PROBLEM TO WORK ON: The listing below should be printed exactly, every line of it. Skip the pictures.

*** RECORDED INFORMATION

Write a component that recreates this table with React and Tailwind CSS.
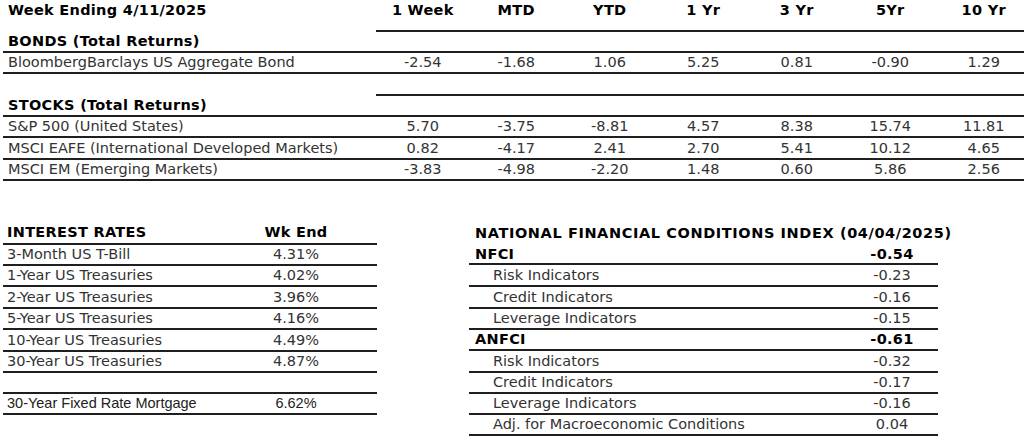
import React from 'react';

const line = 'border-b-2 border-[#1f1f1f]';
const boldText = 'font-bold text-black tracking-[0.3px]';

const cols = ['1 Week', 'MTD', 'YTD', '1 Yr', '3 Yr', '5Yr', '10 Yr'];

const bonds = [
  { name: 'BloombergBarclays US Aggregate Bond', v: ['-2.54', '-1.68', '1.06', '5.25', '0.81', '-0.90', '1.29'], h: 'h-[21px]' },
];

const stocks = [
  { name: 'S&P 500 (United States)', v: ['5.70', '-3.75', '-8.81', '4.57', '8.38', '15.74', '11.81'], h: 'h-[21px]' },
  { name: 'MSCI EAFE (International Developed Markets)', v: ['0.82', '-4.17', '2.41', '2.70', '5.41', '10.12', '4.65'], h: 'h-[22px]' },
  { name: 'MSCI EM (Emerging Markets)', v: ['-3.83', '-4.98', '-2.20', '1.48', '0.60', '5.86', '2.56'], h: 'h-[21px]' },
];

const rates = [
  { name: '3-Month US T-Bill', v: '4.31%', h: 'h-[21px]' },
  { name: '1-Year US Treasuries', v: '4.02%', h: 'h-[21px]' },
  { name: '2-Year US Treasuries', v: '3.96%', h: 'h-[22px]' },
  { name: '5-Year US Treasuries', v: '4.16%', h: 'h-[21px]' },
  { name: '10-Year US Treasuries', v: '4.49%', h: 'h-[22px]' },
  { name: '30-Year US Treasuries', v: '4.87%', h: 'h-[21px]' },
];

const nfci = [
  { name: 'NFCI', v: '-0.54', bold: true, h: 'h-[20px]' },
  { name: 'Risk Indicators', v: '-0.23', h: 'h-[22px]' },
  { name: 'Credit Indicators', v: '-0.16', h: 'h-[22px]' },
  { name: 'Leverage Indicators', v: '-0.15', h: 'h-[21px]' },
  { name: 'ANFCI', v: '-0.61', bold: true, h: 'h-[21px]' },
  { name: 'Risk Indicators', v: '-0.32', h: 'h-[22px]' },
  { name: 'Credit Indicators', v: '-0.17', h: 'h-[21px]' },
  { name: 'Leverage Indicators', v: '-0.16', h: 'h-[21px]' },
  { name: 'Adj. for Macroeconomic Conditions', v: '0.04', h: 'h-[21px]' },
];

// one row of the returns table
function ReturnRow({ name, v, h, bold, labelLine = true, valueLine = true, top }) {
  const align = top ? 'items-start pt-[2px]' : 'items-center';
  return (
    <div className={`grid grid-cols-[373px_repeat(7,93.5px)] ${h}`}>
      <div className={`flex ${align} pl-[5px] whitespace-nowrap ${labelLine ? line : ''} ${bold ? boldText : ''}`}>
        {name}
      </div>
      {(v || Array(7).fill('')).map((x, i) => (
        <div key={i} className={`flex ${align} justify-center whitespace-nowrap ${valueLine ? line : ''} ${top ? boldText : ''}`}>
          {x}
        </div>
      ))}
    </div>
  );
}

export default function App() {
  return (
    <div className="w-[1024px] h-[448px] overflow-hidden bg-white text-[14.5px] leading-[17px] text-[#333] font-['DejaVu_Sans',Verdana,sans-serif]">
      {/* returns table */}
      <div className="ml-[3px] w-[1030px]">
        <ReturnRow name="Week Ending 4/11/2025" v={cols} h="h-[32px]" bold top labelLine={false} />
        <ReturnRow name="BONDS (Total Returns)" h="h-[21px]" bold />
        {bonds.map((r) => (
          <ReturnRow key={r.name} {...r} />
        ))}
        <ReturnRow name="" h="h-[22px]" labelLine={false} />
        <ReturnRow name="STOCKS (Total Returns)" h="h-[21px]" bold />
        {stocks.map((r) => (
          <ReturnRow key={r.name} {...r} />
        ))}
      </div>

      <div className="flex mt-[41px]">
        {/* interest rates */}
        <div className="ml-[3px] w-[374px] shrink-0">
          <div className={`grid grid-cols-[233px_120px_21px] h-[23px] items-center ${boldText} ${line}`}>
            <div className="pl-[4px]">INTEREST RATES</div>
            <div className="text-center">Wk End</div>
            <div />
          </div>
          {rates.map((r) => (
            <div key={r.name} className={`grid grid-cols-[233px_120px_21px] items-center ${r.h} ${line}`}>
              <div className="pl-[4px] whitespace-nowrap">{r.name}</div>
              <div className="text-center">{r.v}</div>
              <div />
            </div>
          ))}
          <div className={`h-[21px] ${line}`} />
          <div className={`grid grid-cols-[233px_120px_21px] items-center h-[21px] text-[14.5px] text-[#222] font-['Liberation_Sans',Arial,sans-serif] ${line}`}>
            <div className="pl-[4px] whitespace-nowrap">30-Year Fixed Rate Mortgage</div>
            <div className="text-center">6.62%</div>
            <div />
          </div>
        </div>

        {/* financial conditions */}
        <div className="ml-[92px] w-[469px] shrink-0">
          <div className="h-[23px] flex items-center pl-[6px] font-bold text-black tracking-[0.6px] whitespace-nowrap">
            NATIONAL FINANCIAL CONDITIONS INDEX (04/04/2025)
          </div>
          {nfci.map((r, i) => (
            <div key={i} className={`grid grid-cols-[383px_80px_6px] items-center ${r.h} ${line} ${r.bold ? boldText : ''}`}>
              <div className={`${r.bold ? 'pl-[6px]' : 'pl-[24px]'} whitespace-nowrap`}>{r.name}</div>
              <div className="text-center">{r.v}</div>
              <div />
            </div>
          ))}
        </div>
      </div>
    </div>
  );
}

******

THE REPLY:
Write a component that recreates this table with React and Tailwind CSS.
import React from 'react';

const line = 'border-b-2 border-[#1f1f1f]';
const boldText = 'font-bold text-black tracking-[0.3px]';

const cols = ['1 Week', 'MTD', 'YTD', '1 Yr', '3 Yr', '5Yr', '10 Yr'];

const bonds = [
  { name: 'BloombergBarclays US Aggregate Bond', v: ['-2.54', '-1.68', '1.06', '5.25', '0.81', '-0.90', '1.29'], h: 'h-[21px]' },
];

const stocks = [
  { name: 'S&P 500 (United States)', v: ['5.70', '-3.75', '-8.81', '4.57', '8.38', '15.74', '11.81'], h: 'h-[21px]' },
  { name: 'MSCI EAFE (International Developed Markets)', v: ['0.82', '-4.17', '2.41', '2.70', '5.41', '10.12', '4.65'], h: 'h-[22px]' },
  { name: 'MSCI EM (Emerging Markets)', v: ['-3.83', '-4.98', '-2.20', '1.48', '0.60', '5.86', '2.56'], h: 'h-[21px]' },
];

const rates = [
  { name: '3-Month US T-Bill', v: '4.31%', h: 'h-[21px]' },
  { name: '1-Year US Treasuries', v: '4.02%', h: 'h-[21px]' },
  { name: '2-Year US Treasuries', v: '3.96%', h: 'h-[22px]' },
  { name: '5-Year US Treasuries', v: '4.16%', h: 'h-[21px]' },
  { name: '10-Year US Treasuries', v: '4.49%', h: 'h-[22px]' },
  { name: '30-Year US Treasuries', v: '4.87%', h: 'h-[21px]' },
];

const nfci = [
  { name: 'NFCI', v: '-0.54', bold: true, h: 'h-[20px]' },
  { name: 'Risk Indicators', v: '-0.23', h: 'h-[22px]' },
  { name: 'Credit Indicators', v: '-0.16', h: 'h-[22px]' },
  { name: 'Leverage Indicators', v: '-0.15', h: 'h-[21px]' },
  { name: 'ANFCI', v: '-0.61', bold: true, h: 'h-[21px]' },
  { name: 'Risk Indicators', v: '-0.32', h: 'h-[22px]' },
  { name: 'Credit Indicators', v: '-0.17', h: 'h-[21px]' },
  { name: 'Leverage Indicators', v: '-0.16', h: 'h-[21px]' },
  { name: 'Adj. for Macroeconomic Conditions', v: '0.04', h: 'h-[21px]' },
];

// one row of the returns table
function ReturnRow({ name, v, h, bold, labelLine = true, valueLine = true, top }) {
  const align = top ? 'items-start pt-[2px]' : 'items-center';
  return (
    <div className={`grid grid-cols-[373px_repeat(7,93.5px)] ${h}`}>
      <div className={`flex ${align} pl-[5px] whitespace-nowrap ${labelLine ? line : ''} ${bold ? boldText : ''}`}>
        {name}
      </div>
      {(v || Array(7).fill('')).map((x, i) => (
        <div key={i} className={`flex ${align} justify-center whitespace-nowrap ${valueLine ? line : ''} ${top ? boldText : ''}`}>
          {x}
        </div>
      ))}
    </div>
  );
}

export default function App() {
  return (
    <div className="w-[1024px] h-[448px] overflow-hidden bg-white text-[14.5px] leading-[17px] text-[#333] font-['DejaVu_Sans',Verdana,sans-serif]">
      {/* returns table */}
      <div className="ml-[3px] w-[1030px]">
        <ReturnRow name="Week Ending 4/11/2025" v={cols} h="h-[32px]" bold top labelLine={false} />
        <ReturnRow name="BONDS (Total Returns)" h="h-[21px]" bold />
        {bonds.map((r) => (
          <ReturnRow key={r.name} {...r} />
        ))}
        <ReturnRow name="" h="h-[22px]" labelLine={false} />
        <ReturnRow name="STOCKS (Total Returns)" h="h-[21px]" bold />
        {stocks.map((r) => (
          <ReturnRow key={r.name} {...r} />
        ))}
      </div>

      <div className="flex mt-[41px]">
        {/* interest rates */}
        <div className="ml-[3px] w-[374px] shrink-0">
          <div className={`grid grid-cols-[233px_120px_21px] h-[23px] items-center ${boldText} ${line}`}>
            <div className="pl-[4px]">INTEREST RATES</div>
            <div className="text-center">Wk End</div>
            <div />
          </div>
          {rates.map((r) => (
            <div key={r.name} className={`grid grid-cols-[233px_120px_21px] items-center ${r.h} ${line}`}>
              <div className="pl-[4px] whitespace-nowrap">{r.name}</div>
              <div className="text-center">{r.v}</div>
              <div />
            </div>
          ))}
          <div className={`h-[21px] ${line}`} />
          <div className={`grid grid-cols-[233px_120px_21px] items-center h-[21px] text-[14.5px] text-[#222] font-['Liberation_Sans',Arial,sans-serif] ${line}`}>
            <div className="pl-[4px] whitespace-nowrap">30-Year Fixed Rate Mortgage</div>
            <div className="text-center">6.62%</div>
            <div />
          </div>
        </div>

        {/* financial conditions */}
        <div className="ml-[92px] w-[469px] shrink-0">
          <div className="h-[23px] flex items-center pl-[6px] font-bold text-black tracking-[0.6px] whitespace-nowrap">
            NATIONAL FINANCIAL CONDITIONS INDEX (04/04/2025)
          </div>
          {nfci.map((r, i) => (
            <div key={i} className={`grid grid-cols-[383px_80px_6px] items-center ${r.h} ${line} ${r.bold ? boldText : ''}`}>
              <div className={`${r.bold ? 'pl-[6px]' : 'pl-[24px]'} whitespace-nowrap`}>{r.name}</div>
              <div className="text-center">{r.v}</div>
              <div />
            </div>
          ))}
        </div>
      </div>
    </div>
  );
}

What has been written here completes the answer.